_What you should do_: Your reply should be a single number: how many lines contain the string "index".

*** Given material ***

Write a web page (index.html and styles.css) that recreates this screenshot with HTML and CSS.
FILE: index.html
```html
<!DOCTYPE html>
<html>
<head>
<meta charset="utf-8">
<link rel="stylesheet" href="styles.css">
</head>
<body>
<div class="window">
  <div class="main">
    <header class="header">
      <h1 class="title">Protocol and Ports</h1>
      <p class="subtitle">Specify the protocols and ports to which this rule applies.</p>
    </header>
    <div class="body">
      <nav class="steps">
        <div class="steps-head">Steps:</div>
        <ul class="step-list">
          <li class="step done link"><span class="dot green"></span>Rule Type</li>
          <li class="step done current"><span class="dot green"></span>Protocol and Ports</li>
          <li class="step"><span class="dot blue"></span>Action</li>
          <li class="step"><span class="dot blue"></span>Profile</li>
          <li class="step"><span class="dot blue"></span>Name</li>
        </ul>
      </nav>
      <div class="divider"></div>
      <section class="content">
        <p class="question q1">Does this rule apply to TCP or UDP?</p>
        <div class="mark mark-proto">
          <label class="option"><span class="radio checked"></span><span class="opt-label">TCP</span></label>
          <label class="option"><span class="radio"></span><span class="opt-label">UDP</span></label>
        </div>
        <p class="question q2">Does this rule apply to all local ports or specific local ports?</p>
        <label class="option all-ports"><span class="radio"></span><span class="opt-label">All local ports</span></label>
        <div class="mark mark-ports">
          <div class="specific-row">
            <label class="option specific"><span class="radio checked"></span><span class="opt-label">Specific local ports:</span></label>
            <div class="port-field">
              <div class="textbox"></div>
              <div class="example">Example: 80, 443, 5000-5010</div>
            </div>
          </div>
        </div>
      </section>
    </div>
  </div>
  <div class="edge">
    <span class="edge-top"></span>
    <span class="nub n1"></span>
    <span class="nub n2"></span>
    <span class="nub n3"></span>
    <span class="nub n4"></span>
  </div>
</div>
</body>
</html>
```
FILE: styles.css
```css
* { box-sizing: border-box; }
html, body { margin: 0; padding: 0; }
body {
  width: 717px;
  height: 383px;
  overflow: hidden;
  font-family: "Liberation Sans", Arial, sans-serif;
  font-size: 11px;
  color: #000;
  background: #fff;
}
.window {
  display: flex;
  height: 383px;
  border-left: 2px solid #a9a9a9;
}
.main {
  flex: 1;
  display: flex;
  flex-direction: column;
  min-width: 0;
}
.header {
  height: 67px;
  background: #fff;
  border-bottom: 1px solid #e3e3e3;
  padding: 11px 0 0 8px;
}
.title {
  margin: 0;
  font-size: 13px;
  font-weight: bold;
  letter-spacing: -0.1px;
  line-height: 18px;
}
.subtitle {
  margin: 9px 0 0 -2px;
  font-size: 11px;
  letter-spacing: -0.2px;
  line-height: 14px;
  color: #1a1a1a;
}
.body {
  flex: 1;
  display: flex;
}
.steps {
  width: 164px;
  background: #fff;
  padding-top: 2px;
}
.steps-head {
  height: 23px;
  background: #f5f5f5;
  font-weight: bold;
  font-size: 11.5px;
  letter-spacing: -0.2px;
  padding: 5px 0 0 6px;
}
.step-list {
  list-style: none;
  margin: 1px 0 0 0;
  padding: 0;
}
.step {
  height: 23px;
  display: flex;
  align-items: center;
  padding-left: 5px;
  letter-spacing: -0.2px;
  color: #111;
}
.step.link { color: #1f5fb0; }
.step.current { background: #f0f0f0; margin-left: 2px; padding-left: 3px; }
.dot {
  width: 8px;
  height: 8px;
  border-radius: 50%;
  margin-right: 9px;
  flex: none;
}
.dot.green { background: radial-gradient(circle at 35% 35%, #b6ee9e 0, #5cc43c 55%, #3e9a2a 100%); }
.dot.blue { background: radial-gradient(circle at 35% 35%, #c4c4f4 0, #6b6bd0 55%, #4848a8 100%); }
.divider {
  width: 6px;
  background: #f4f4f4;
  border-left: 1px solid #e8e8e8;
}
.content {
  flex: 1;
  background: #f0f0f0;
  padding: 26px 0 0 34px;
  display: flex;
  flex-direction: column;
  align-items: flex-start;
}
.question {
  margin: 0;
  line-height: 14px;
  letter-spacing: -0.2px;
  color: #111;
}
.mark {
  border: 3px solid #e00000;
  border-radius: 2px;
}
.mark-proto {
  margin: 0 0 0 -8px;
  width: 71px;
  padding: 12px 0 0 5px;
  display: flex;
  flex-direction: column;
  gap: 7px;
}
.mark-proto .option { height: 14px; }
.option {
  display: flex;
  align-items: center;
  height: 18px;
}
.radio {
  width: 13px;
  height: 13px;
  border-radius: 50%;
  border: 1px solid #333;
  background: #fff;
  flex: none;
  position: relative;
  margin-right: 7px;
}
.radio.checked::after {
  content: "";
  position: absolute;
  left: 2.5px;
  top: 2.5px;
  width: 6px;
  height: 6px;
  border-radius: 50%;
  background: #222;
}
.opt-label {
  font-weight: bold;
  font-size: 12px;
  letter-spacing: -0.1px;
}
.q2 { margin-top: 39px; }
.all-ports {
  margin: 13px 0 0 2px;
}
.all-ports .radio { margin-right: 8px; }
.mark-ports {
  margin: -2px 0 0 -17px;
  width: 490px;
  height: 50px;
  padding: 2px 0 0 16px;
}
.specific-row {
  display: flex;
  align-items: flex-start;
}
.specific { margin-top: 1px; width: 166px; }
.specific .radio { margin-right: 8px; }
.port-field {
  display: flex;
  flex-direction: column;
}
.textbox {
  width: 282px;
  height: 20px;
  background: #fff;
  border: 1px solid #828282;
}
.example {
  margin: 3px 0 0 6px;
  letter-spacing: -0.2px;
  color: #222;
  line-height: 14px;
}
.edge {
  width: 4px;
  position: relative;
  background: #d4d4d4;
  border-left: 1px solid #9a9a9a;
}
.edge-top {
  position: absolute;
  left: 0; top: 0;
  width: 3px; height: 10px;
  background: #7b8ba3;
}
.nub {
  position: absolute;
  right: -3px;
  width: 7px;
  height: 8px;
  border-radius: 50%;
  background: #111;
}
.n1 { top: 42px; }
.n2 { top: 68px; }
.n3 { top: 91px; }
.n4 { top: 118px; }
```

***

_Result of this exercise_: 2